## Written problem
Every record must be repeated exactly; omit any pictures they contain.

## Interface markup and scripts
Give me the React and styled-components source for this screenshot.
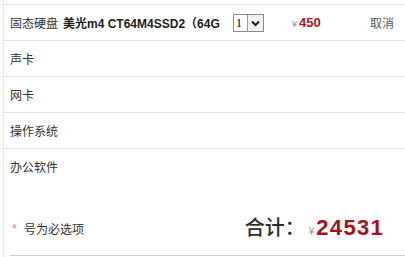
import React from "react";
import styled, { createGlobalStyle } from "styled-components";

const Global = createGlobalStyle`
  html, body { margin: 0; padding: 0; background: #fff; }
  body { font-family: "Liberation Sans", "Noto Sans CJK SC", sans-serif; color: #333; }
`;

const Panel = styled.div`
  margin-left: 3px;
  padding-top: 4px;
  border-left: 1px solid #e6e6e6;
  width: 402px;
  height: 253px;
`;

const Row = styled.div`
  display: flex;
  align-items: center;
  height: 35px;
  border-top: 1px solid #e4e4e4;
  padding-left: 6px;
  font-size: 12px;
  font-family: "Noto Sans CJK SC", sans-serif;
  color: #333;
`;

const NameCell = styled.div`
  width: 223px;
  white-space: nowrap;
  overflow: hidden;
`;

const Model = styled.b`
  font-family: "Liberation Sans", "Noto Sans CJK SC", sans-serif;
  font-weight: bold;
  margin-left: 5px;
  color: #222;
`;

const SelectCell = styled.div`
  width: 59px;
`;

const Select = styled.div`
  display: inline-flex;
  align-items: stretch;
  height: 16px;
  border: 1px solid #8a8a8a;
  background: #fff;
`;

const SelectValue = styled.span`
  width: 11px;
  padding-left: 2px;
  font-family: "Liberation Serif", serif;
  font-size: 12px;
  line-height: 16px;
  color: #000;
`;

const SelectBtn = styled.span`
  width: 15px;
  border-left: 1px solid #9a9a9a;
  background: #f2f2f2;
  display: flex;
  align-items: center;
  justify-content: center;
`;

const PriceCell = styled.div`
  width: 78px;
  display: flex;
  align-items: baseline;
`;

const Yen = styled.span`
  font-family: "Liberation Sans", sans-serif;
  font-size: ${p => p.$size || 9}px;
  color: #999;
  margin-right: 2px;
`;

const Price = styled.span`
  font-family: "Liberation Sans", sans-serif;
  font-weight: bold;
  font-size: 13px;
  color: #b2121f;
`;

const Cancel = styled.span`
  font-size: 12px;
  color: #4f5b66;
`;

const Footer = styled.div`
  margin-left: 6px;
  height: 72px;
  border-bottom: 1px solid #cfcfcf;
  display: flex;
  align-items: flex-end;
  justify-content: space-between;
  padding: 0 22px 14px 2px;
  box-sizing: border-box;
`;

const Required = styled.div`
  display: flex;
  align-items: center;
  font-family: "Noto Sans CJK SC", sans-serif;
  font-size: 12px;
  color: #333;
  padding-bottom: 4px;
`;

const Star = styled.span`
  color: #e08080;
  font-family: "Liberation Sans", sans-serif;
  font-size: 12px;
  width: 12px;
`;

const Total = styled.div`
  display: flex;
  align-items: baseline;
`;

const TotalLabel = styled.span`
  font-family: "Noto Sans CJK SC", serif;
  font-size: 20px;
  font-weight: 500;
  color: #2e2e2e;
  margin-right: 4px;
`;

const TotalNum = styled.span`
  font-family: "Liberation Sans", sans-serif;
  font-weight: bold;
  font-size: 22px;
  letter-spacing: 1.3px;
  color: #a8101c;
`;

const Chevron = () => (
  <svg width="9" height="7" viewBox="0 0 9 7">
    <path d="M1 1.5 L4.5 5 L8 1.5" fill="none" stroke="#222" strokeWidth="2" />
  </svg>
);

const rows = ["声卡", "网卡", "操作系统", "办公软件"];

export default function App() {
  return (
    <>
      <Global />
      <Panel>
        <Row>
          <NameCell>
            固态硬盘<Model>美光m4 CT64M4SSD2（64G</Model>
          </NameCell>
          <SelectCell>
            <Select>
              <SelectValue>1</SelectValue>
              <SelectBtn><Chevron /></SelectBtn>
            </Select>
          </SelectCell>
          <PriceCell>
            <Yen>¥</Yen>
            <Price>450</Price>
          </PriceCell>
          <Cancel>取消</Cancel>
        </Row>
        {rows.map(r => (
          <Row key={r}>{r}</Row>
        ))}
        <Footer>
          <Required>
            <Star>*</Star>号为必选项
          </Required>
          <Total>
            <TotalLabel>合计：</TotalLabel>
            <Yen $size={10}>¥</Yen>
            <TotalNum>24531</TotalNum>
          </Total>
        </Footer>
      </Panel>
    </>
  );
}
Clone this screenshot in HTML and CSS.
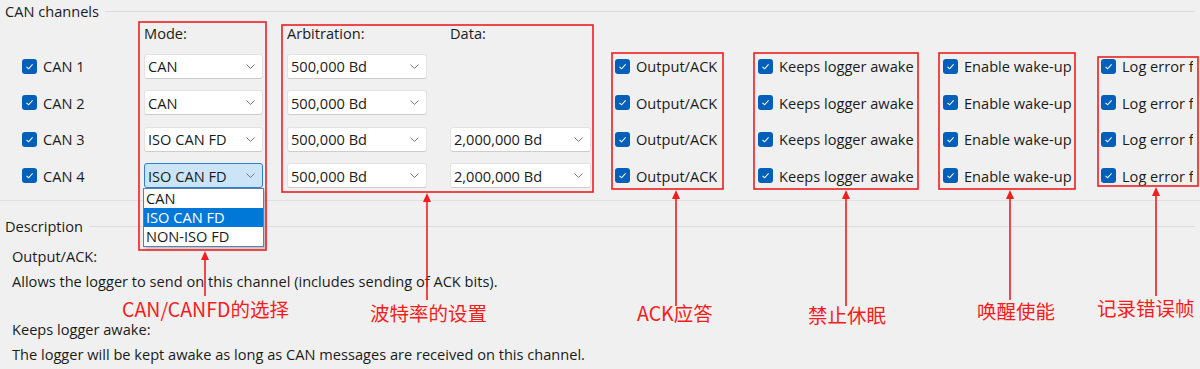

## Correct response
Give me the React and styled-components source for this screenshot.
import React from "react";
import styled, { createGlobalStyle } from "styled-components";

const Global = createGlobalStyle`
  html, body { margin: 0; padding: 0; background: #fff; }
  body { font-family: "Liberation Sans", "Noto Sans CJK SC", sans-serif; color: #333; }
`;

const Panel = styled.div`
  margin-left: 3px;
  padding-top: 4px;
  border-left: 1px solid #e6e6e6;
  width: 402px;
  height: 253px;
`;

const Row = styled.div`
  display: flex;
  align-items: center;
  height: 35px;
  border-top: 1px solid #e4e4e4;
  padding-left: 6px;
  font-size: 12px;
  font-family: "Noto Sans CJK SC", sans-serif;
  color: #333;
`;

const NameCell = styled.div`
  width: 223px;
  white-space: nowrap;
  overflow: hidden;
`;

const Model = styled.b`
  font-family: "Liberation Sans", "Noto Sans CJK SC", sans-serif;
  font-weight: bold;
  margin-left: 5px;
  color: #222;
`;

const SelectCell = styled.div`
  width: 59px;
`;

const Select = styled.div`
  display: inline-flex;
  align-items: stretch;
  height: 16px;
  border: 1px solid #8a8a8a;
  background: #fff;
`;

const SelectValue = styled.span`
  width: 11px;
  padding-left: 2px;
  font-family: "Liberation Serif", serif;
  font-size: 12px;
  line-height: 16px;
  color: #000;
`;

const SelectBtn = styled.span`
  width: 15px;
  border-left: 1px solid #9a9a9a;
  background: #f2f2f2;
  display: flex;
  align-items: center;
  justify-content: center;
`;

const PriceCell = styled.div`
  width: 78px;
  display: flex;
  align-items: baseline;
`;

const Yen = styled.span`
  font-family: "Liberation Sans", sans-serif;
  font-size: ${p => p.$size || 9}px;
  color: #999;
  margin-right: 2px;
`;

const Price = styled.span`
  font-family: "Liberation Sans", sans-serif;
  font-weight: bold;
  font-size: 13px;
  color: #b2121f;
`;

const Cancel = styled.span`
  font-size: 12px;
  color: #4f5b66;
`;

const Footer = styled.div`
  margin-left: 6px;
  height: 72px;
  border-bottom: 1px solid #cfcfcf;
  display: flex;
  align-items: flex-end;
  justify-content: space-between;
  padding: 0 22px 14px 2px;
  box-sizing: border-box;
`;

const Required = styled.div`
  display: flex;
  align-items: center;
  font-family: "Noto Sans CJK SC", sans-serif;
  font-size: 12px;
  color: #333;
  padding-bottom: 4px;
`;

const Star = styled.span`
  color: #e08080;
  font-family: "Liberation Sans", sans-serif;
  font-size: 12px;
  width: 12px;
`;

const Total = styled.div`
  display: flex;
  align-items: baseline;
`;

const TotalLabel = styled.span`
  font-family: "Noto Sans CJK SC", serif;
  font-size: 20px;
  font-weight: 500;
  color: #2e2e2e;
  margin-right: 4px;
`;

const TotalNum = styled.span`
  font-family: "Liberation Sans", sans-serif;
  font-weight: bold;
  font-size: 22px;
  letter-spacing: 1.3px;
  color: #a8101c;
`;

const Chevron = () => (
  <svg width="9" height="7" viewBox="0 0 9 7">
    <path d="M1 1.5 L4.5 5 L8 1.5" fill="none" stroke="#222" strokeWidth="2" />
  </svg>
);

const rows = ["声卡", "网卡", "操作系统", "办公软件"];

export default function App() {
  return (
    <>
      <Global />
      <Panel>
        <Row>
          <NameCell>
            固态硬盘<Model>美光m4 CT64M4SSD2（64G</Model>
          </NameCell>
          <SelectCell>
            <Select>
              <SelectValue>1</SelectValue>
              <SelectBtn><Chevron /></SelectBtn>
            </Select>
          </SelectCell>
          <PriceCell>
            <Yen>¥</Yen>
            <Price>450</Price>
          </PriceCell>
          <Cancel>取消</Cancel>
        </Row>
        {rows.map(r => (
          <Row key={r}>{r}</Row>
        ))}
        <Footer>
          <Required>
            <Star>*</Star>号为必选项
          </Required>
          <Total>
            <TotalLabel>合计：</TotalLabel>
            <Yen $size={10}>¥</Yen>
            <TotalNum>24531</TotalNum>
          </Total>
        </Footer>
      </Panel>
    </>
  );
}
Clone this screenshot in HTML and CSS.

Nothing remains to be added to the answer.